Cette méfiance constatée s’explique, selon Simon Schwall, par le fait que beaucoup se sont fait arnaquer dans le passé par d’autres services agricoles ou financiers. S’y ajoutent, selon lui, les difficultés liées à la fiscalité.
L’assurance au Mali est taxée à 20%, soit plus que la taxe à valeur ajoutée (TVA) qui fait 18%. Cela est pénalisante pour les agriculteurs qui font l’effort de sécuriser leurs revenus, explique le patron de cette entreprise «présente en Ouganda, en Côte d’Ivoire et au Maroc». Simon Schwall plaide alors pour une fiscalité réduite à taux zéro comme ce serait le cas dans des pays comme la Côte d’Ivoire. Pour lui, les gouvernements ougandais et marocain subventionnent l’assurance agricole. Aussi les SMS et dépliants utilisés ou mis à disposition pour la vulgarisation ne sont souvent pas compris.

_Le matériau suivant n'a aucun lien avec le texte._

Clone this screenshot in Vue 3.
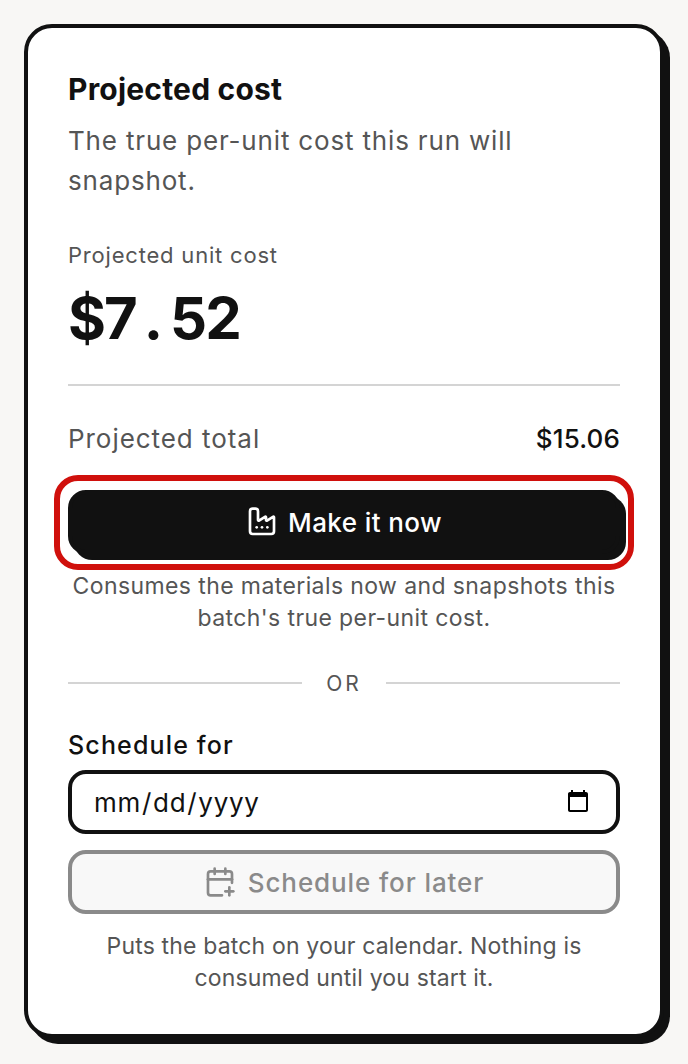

PRÈS DE 150.000 FCFA- Afin de faire face à ce problème, Oko a mis en place un système numérique en bambara sur WhatsApp pour que les clients non-lettrés puissent s’informer via des messages vocaux en langue nationale. Simon Schwall a également opté pour la mise en place d’une large équipe de terrain qui va de village à village et de coopérative à coopérative pour expliquer comment fonctionne le mécanisme. «Ceux qui se sont inscrits l’année dernière se sont réinscrits cette année pour la plupart d’entre eux», se réjouit-il.